Homestead Creamery was both inside the Dining Hall and outside with one of their calves, giving free ice cream to students. The Outside Sales Representative, Melvin Hunt, said, “We [were] started in January 2001 by two dairy farmers. They were not getting enough money for their milk in the open market and decided to start their own creamery. They decided that when they did that, they would put them in bottles to be more natural, because when you use plastic […] it gets some of that taste. It is all bottled milk, it is all natural, there are no preservatives.”

Like Baker Farms, Homestead Creamery is a farm-to-table company. Hunt explained, “Our cows, we raise our own feed, the alfalfa, the wheat, the corn, non-GMOs. The cows are taken very good care of. They are in milked in the barns and eat, and then they go out to the fields. […] Our milks are the best, tastiest milks you will ever drink.”

Junior Katy Forbes was representing the Lynchburg Environmental Sustainability Society (LESS), a “group of students, a club on campus,” according to Forbes. She continued, “We are trying to promote students shopping locally.” They were representing the Lynchburg Community Market on Main Street. “[Shopping locally gives you] better quality food and produce. It is more sustainable and better for the environment than, you know, shopping at Walmart. It is better for the local economy, it helps promote the community of downtown. The food has better nutrients and stuff. It is a better peace of mind because you know where it comes from,” said Forbes.

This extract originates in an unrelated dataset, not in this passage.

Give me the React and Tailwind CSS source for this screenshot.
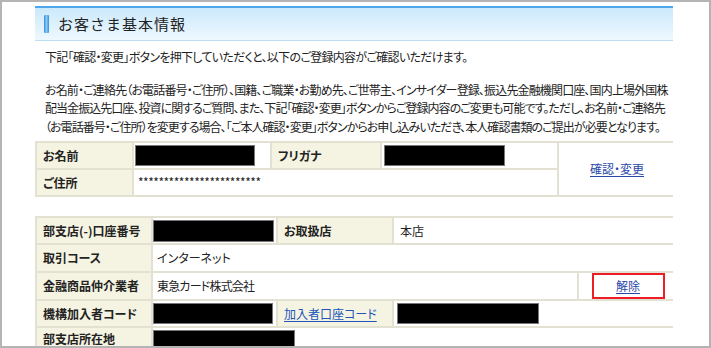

About LESS, Forbes said, “We help maintain the campus garden at Beaver Point and we are also conducting this STARS assessment. It is pretty much to assess the efficiency and sustainability of our campus and how it functions, the buildings, the curriculum. We do things to help promote sustainability on the campus.”

 

Students of the University of Lynchburg can rest easy knowing that the University of Lynchburg is working with so many great companies to support the community and the environment.